I read Mario and the Magician and Other Stories by Thomas Mann

The other stories here were "A Man and His Dog" (1918), "Disorder and Early Sorrow" (1925), "The Transposed Heads" (1940), "The Tables of the Law" (1944), and "The Black Swan" (1953). I'm typically not much of a short story reader but I do really love Thomas Mann and also "Mario and the Magician" is an early fictional depiction of hypnosis, so it's relevant to my research for my next novel lol... Anyways these are all more novella-length. I was surprised how much I got into them even though the basic subject matter of most of them... dogs? A pastiche of early translations of Indian myths? The book of Exodus??? ... were things that I would typically say are almost certainly uninteresting. But no, I do just really like the way he writes about the experience of philosophy and thought alongside daily life, internal contradictions, embarrassing impulses, etc, no matter what his sensibility is put towards. "The Tables of the Law" surprised me; I'm familiar with "realist" takes on bible stories and often find them even more tediously cheesy than the original text.
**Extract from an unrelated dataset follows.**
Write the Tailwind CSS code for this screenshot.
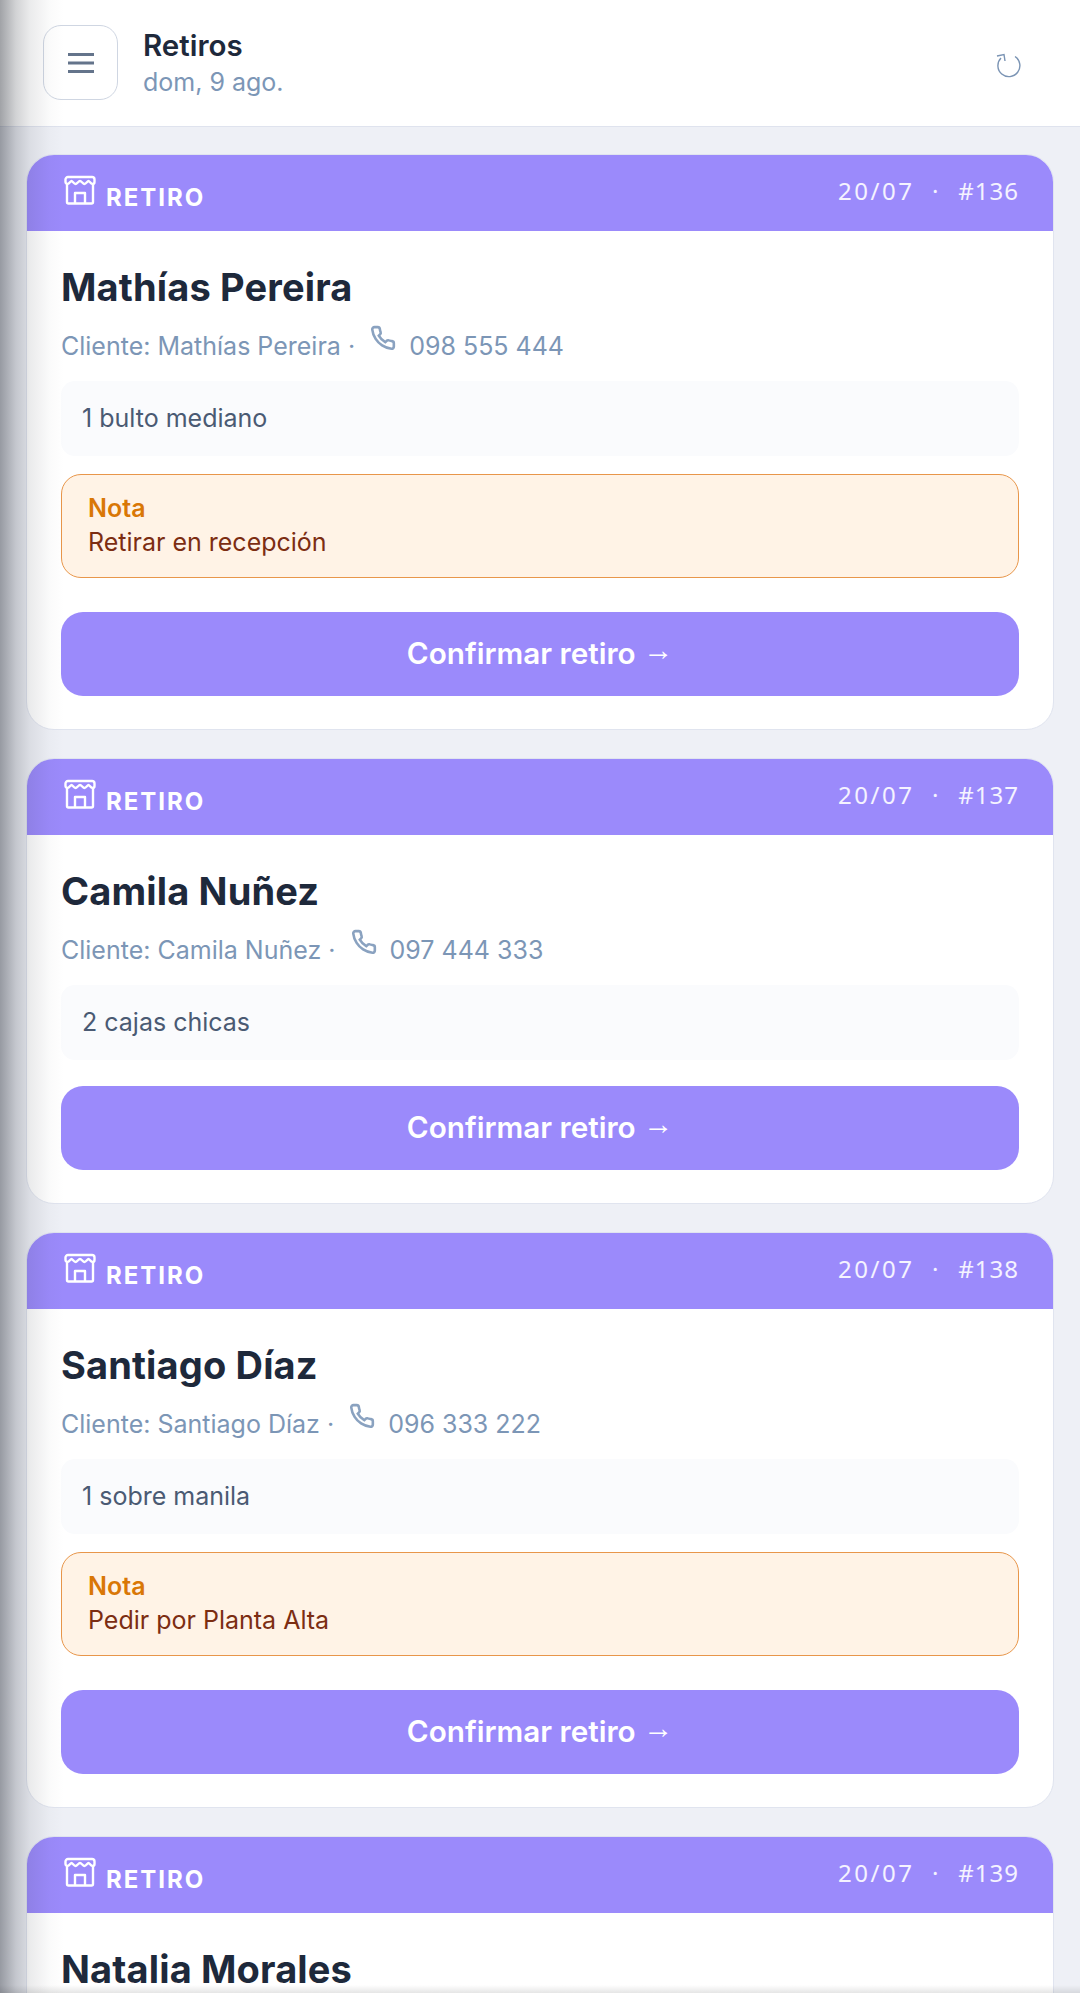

But this one introduced a perverse and very human cynicism and self interest, to Moses, but also to God Himself, that broke through my initial resistance to the topic. "The Black Swan" is also notable for having a scene where I had to dog ear the corner of the page for it being so horny. I think people really sell short how weird and also funny Thomas Mann is, this made me want to go in on my long-threatened The Magic Mountain reread soon.